IOOF won’t be press-ganged into acquisitions
IOOF is refusing to rule out hitting the acquisition trail — given it is debt-free and has $70 million in the bank — but stresses it won’t be making any rash decisions and will need convincing of the merits of any proposed purchase.
IOOF chief executive Ron Dewhurst said at a briefing for advisers today the company would not be pushed into making acquisitions because the stock market wants it.
“The money is not burning a hole in my pocket,” Dewhurst said. “We get shown a lot of things, we look at a lot of things, but the story would have to be very compelling for us to make another acquisition.”
In an interview with Money Management earlier this week, Dewhurst also said the high rate of failure in integrating acquisitions has made IOOF wary, although the AM Corporation integration was continuing to payoff for the group.
“We will not be growing for growth’s sake, but I do want IOOF to grow its business organically.
“We are not trying to be number one in funds management, but we do want to exceed investment returns and deliver a quality of service people expect,” Dewhurst said.

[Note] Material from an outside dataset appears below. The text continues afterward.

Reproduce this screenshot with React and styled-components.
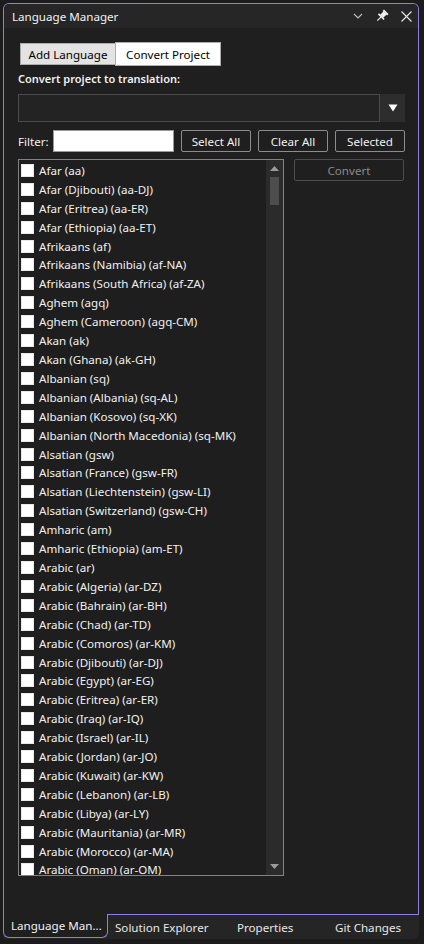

The firm listed on the Australian Stock Exchange late last year and has been reviewing its operations for a large portion of this year — a process that is still continuing Dewhurst said.
The funds management business is now seen as a core operation and has achieving good growth.
“We have seen funds under management and advice grow to $17.5 billion, which is on top of 35 per cent growth in 2003/4,” he said.
“We have also been focusing on suites of products as we cannot be all things to all people.”
Despite some products being culled and the profitability of others being questioned, Dewhurst said IOOF was not going to launch more ‘me-too’ products such as indexed funds or hedge funds.
“We are not going to launch a product just so we can participate in the market,” he said.
The review of operations is continuing and distribution and platforms have come under scrutiny, with Dewhurst flagging at the adviser briefing the possibility of “doing more with less”, and focusing on “deepening existing distribution relationships” rather than just chasing new ones.
Dewhurst said the pressure on platform fees means the operator has to be very efficient running the service.
“Everybody’s cost structure is the same, but you can run your platform very efficiently,” he said.
“But some of the larger [platform] players have a unit cost structure that is not very advantageous to their profitability.”
Dewhurst says the advantage of a business such as IOOF running a platform is they are able to earn a fee on the many components of the operation ranging from fund management products to platform fees.
After a rocky year in which many key IOOF staff have been replaced, Dewhurst also signalled a shift in the company’s attitude to staff retention.
“It will be intellectual capital that drives the business, not financial capital,” Dewhurst said, adding that employing, and importantly, retaining staff had become a performance metric for managers.